Helpful Things to Say
- •'Grandma is with Jesus right now. Christmas is about celebrating that Jesus came so we could be with God forever—and that's where Grandma is.'
- •'We're sad because we miss Grandpa, but we're also hopeful because we know we'll see him again someday.'
- •'Heaven is real, and it's wonderful. Grandma isn't sad or sick anymore. She's celebrating Christmas with Jesus!'
- •'It's okay to be sad and hopeful at the same time. Both feelings can be true.'
- •'Jesus came as a baby at Christmas because He wanted to rescue us and bring us home to God. Grandpa is home now.'
What NOT to Say
- •'God needed another angel.' (Not biblically accurate and can make children fear God taking them too)
- •'Don't be sad—they're in a better place.' (Dismisses valid grief)
- •'You need to be strong for everyone.' (Children shouldn't carry adult burdens)
- •'They're watching over you.' (Can be creepy for kids; focus on God's watching over them)
"Brothers and sisters, we do not want you to be uninformed about those who sleep in death, so that you do not grieve like the rest of mankind, who have no hope."
— 1 Thessalonians 4:13 (NIV)
When Grief Crashes the Party
Grief doesn't follow a schedule. It may hit at the worst possible moments: during gift opening, at Christmas dinner, in the middle of carols. Here's how to handle it.
If Your Child Breaks Down
If YOU Break Down
It's okay for children to see you cry. Modeling healthy grief is actually good for them. Keep these things in mind:
- •Name what's happening: 'Mommy is sad because I miss Grandma. Crying helps me feel better.'
- •Reassure them: 'I'm okay. Adults cry when they're sad, and that's healthy.'
- •Don't make them your comforter: They can hug you, but don't lean on them emotionally the way you would an adult.
- •Show recovery: Let them see you dry your tears and continue. This models that grief passes in waves.
Give Yourself Permission
Creating New Meaning
The first Christmas without a loved one often feels like you're betraying them by finding any joy. You're not. Love doesn't require perpetual sadness. Your loved one would want you to find moments of joy, especially at Christmas.
Moving Forward, Not Moving On
- •Joy and grief can coexist. You can laugh at a funny gift AND miss Grandma.
- •Creating new memories doesn't erase old ones. New traditions honor life by living it.
- •Children need permission to enjoy Christmas. Explicitly tell them: 'Grandpa would want you to have fun.'
- •Gratitude helps. Focus on thankfulness for the years you had, not only sadness for what's lost.

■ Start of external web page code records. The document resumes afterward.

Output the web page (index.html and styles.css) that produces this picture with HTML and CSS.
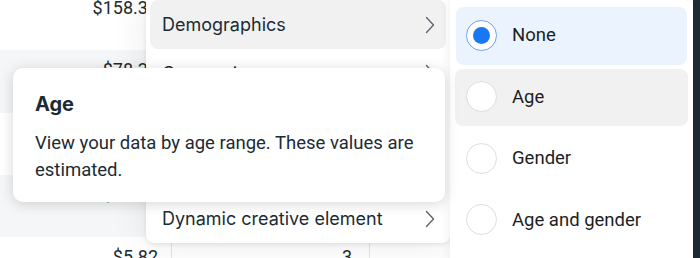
FILE: index.html
```html
<!DOCTYPE html>
<html lang="en">
<head>
  <meta charset="UTF-8">
  <title>Breakdown menu</title>
  <link rel="stylesheet" href="styles.css">
</head>
<body>
<div class="page">
  <!-- Report table behind the menus -->
  <div class="table">
    <div class="row first">
      <div class="cell amount">$158.37</div>
      <div class="cell count">12</div>
      <div class="cell rest"></div>
    </div>
    <div class="row alt">
      <div class="cell amount">$78.31</div>
      <div class="cell count">7</div>
      <div class="cell rest"></div>
    </div>
    <div class="row">
      <div class="cell amount">$41.06</div>
      <div class="cell count">5</div>
      <div class="cell rest"></div>
    </div>
    <div class="row alt">
      <div class="cell amount">$12.40</div>
      <div class="cell count">4</div>
      <div class="cell rest"></div>
    </div>
    <div class="row">
      <div class="cell amount">$5.82</div>
      <div class="cell count">3</div>
      <div class="cell rest"></div>
    </div>
  </div>

  <!-- Breakdown categories -->
  <div class="menu">
    <div class="menu-item active">
      <span>Demographics</span>
      <svg class="chevron" width="10" height="18" viewBox="0 0 10 18"><path d="M1.5 1.5 L8.5 9 L1.5 16.5" fill="none" stroke="#606770" stroke-width="1.4" stroke-linecap="round" stroke-linejoin="round"/></svg>
    </div>
    <div class="menu-item">
      <span>Conversions</span>
      <svg class="chevron" width="10" height="18" viewBox="0 0 10 18"><path d="M1.5 1.5 L8.5 9 L1.5 16.5" fill="none" stroke="#606770" stroke-width="1.4" stroke-linecap="round" stroke-linejoin="round"/></svg>
    </div>
    <div class="menu-item">
      <span>Delivery</span>
      <svg class="chevron" width="10" height="18" viewBox="0 0 10 18"><path d="M1.5 1.5 L8.5 9 L1.5 16.5" fill="none" stroke="#606770" stroke-width="1.4" stroke-linecap="round" stroke-linejoin="round"/></svg>
    </div>
    <div class="menu-item">
      <span>Time</span>
      <svg class="chevron" width="10" height="18" viewBox="0 0 10 18"><path d="M1.5 1.5 L8.5 9 L1.5 16.5" fill="none" stroke="#606770" stroke-width="1.4" stroke-linecap="round" stroke-linejoin="round"/></svg>
    </div>
    <div class="menu-item">
      <span>Dynamic creative element</span>
      <svg class="chevron" width="10" height="18" viewBox="0 0 10 18"><path d="M1.5 1.5 L8.5 9 L1.5 16.5" fill="none" stroke="#606770" stroke-width="1.4" stroke-linecap="round" stroke-linejoin="round"/></svg>
    </div>
  </div>

  <!-- Demographics options -->
  <div class="submenu">
    <div class="option selected">
      <span class="radio"><span class="dot"></span></span>
      <span>None</span>
    </div>
    <div class="option hover">
      <span class="radio"></span>
      <span>Age</span>
    </div>
    <div class="option">
      <span class="radio"></span>
      <span>Gender</span>
    </div>
    <div class="option">
      <span class="radio"></span>
      <span>Age and gender</span>
    </div>
  </div>

  <!-- Tooltip for hovered option -->
  <div class="tooltip">
    <div class="tooltip-title">Age</div>
    <div class="tooltip-text">View your data by age range. These values are estimated.</div>
  </div>
</div>
</body>
</html>
```

FILE: styles.css
```css
* {
  margin: 0;
  padding: 0;
  box-sizing: border-box;
}

body {
  font-family: Roboto, 'Liberation Sans', sans-serif;
  color: #1c2b33;
  background: #1c2b33;
}

.page {
  position: relative;
  width: 693px;
  height: 258px;
  overflow: hidden;
  background: #fff;
}

/* Table */
.table {
  margin-top: -12px;
}

.row {
  display: flex;
  height: 62.3px;
  background: #fff;
}

.row.alt {
  background: #f5f6f7;
}

.cell {
  padding-top: 9px;
  font-size: 18px;
  line-height: 22px;
  text-align: right;
  border-right: 1px solid #e4e6eb;
}

.cell.amount {
  width: 172px;
  padding-right: 13px;
}

.cell.count {
  width: 198px;
  padding-right: 17px;
}

.cell.rest {
  flex: 1;
  border-right: none;
}

/* Category menu */
.menu {
  position: absolute;
  left: 146px;
  top: 0;
  width: 304px;
  padding: 0 4px;
  background: #fff;
  border-radius: 0 0 8px 8px;
  box-shadow: 0 0 36px rgba(0, 0, 0, 0.09), 0 2px 4px rgba(0, 0, 0, 0.08);
  z-index: 1;
}

.menu-item {
  display: flex;
  align-items: center;
  justify-content: space-between;
  height: 48.5px;
  padding: 1px 11px 0 12px;
  border-radius: 8px;
  font-family: Inter, Roboto, sans-serif;
  font-size: 18px;
  color: #1c2b33;
}

.menu-item.active {
  background: #f1f1f1;
}

/* Option menu */
.submenu {
  position: absolute;
  left: 450px;
  top: 0;
  width: 243px;
  height: 270px;
  padding: 7px 6px 0;
  display: flex;
  flex-direction: column;
  gap: 4px;
  background: #fff;
  border-radius: 0 8px 0 0;
  box-shadow: 0 0 12px rgba(0, 0, 0, 0.08);
  z-index: 2;
}

.option {
  display: flex;
  align-items: center;
  gap: 15px;
  height: 57.5px;
  padding-left: 10px;
  padding-bottom: 1px;
  border-radius: 8px;
  font-size: 18.5px;
  color: #1c1e21;
}

.option.selected {
  background: #ebf3ff;
}

.option.hover {
  background: #f1f1f1;
  margin: 0 -1px;
  padding-left: 11px;
}

.radio {
  display: flex;
  align-items: center;
  justify-content: center;
  width: 31px;
  height: 31px;
  border-radius: 50%;
  background: #fff;
  border: 1px solid #dcdee2;
  flex-shrink: 0;
}

.option.selected .radio {
  border: 1.5px solid #6aa3f5;
}

.dot {
  width: 17px;
  height: 17px;
  border-radius: 50%;
  background: #1877f2;
}

/* Tooltip */
.tooltip {
  position: absolute;
  left: 13px;
  top: 68px;
  width: 432px;
  height: 134px;
  padding: 25px 18px 0 22px;
  background: #fff;
  border-radius: 10px;
  box-shadow: 0 2px 14px rgba(0, 0, 0, 0.16);
  z-index: 3;
}

.tooltip-title {
  font-family: Inter, Roboto, sans-serif;
  font-size: 20px;
  font-weight: bold;
  line-height: 22px;
}

.tooltip-text {
  margin-top: 15px;
  font-size: 18.5px;
  line-height: 27px;
  color: #1c2b33;
}
```
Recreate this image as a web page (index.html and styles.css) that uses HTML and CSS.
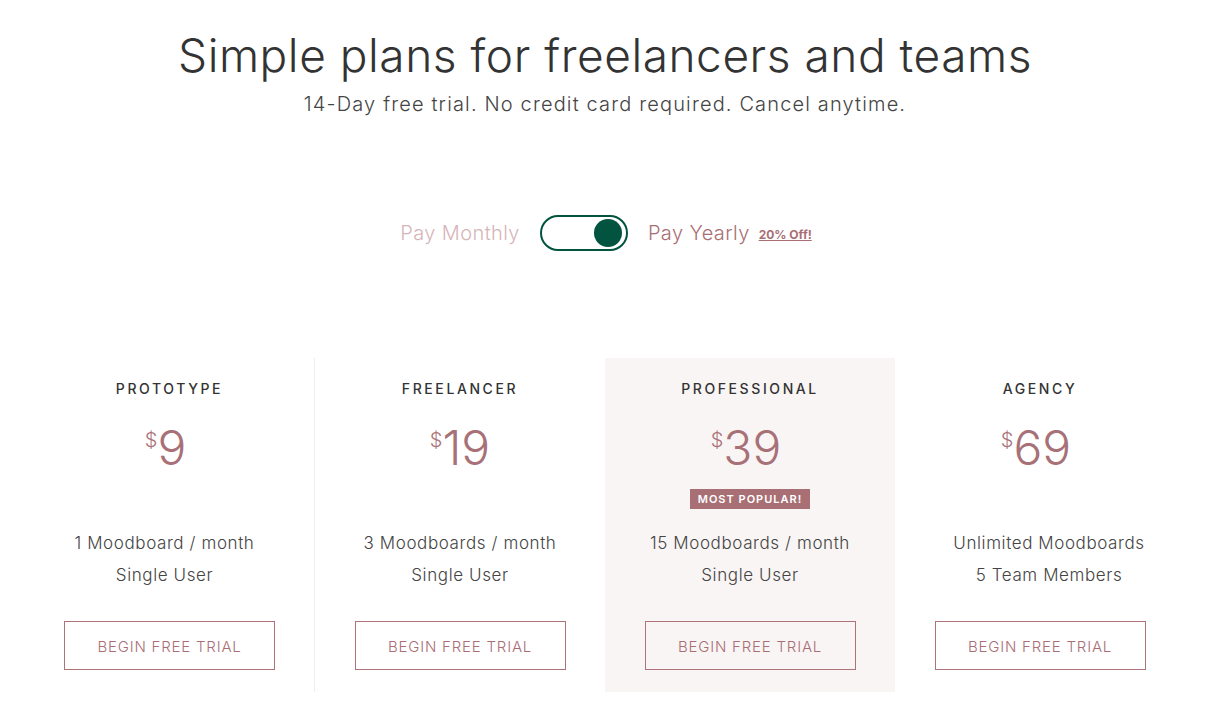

The Heart of Christmas Offers Comfort
"Jesus said to her, 'I am the resurrection and the life. The one who believes in me will live, even though they die.'"
— John 11:25 (NIV)
Practical Helps for the Holiday Season
Christmas Eve
- •Light a candle for your loved one during any service or family time
- •If church is too hard, watch a service online or skip this year—grace, not guilt
- •Read Luke 2 together and thank God for the promise of resurrection
- •Acknowledge the empty space: 'We wish Grandma was here. We miss her.'
Christmas Morning
- •Start with a moment of remembrance if it helps, or dive into joy—both are okay
- •Have a tissue box handy without making it the focus
- •If someone gets emotional, pause, acknowledge, then continue
- •Say their name: 'Grandpa would have loved this gift' keeps them present
Extended Family Gatherings
- •Discuss ahead of time how the family will acknowledge the loss
- •Prepare children for what to expect: 'Aunt Sue might cry when she talks about Grandma'
- •Have an exit plan if it becomes too much
- •Consider what new traditions might honor them while creating new memories
💡A Prayer for Christmas Grief
Lord, Christmas hurts this year. The empty chair, the missing voice, the traditions we can't do the same way—it all reminds us of what we've lost. We miss them so much. Thank You for the time we had. Thank You for the hope of heaven. Thank You that Christmas means death doesn't have the final word. Help us grieve well. Help us comfort our children. Help us find moments of joy alongside our sorrow. Hold us close this season. We need You. In Jesus' name, Amen.
Looking Forward
The first Christmas is usually the hardest. But even as years pass, grief may resurface unexpectedly. That's normal. Love doesn't end, and neither does missing them.
Over time, most families find that Christmas transforms. The grief softens (though it never disappears entirely). Memories become more sweet than bitter. New traditions emerge that honor both the past and the present. Children grow up knowing that love extends beyond death and that we grieve with hope, not despair.
That's not betraying your loved one. That's honoring them—by living fully, loving deeply, and pointing your children to the One who came at Christmas to conquer death itself.
"He will wipe every tear from their eyes. There will be no more death or mourning or crying or pain, for the old order of things has passed away."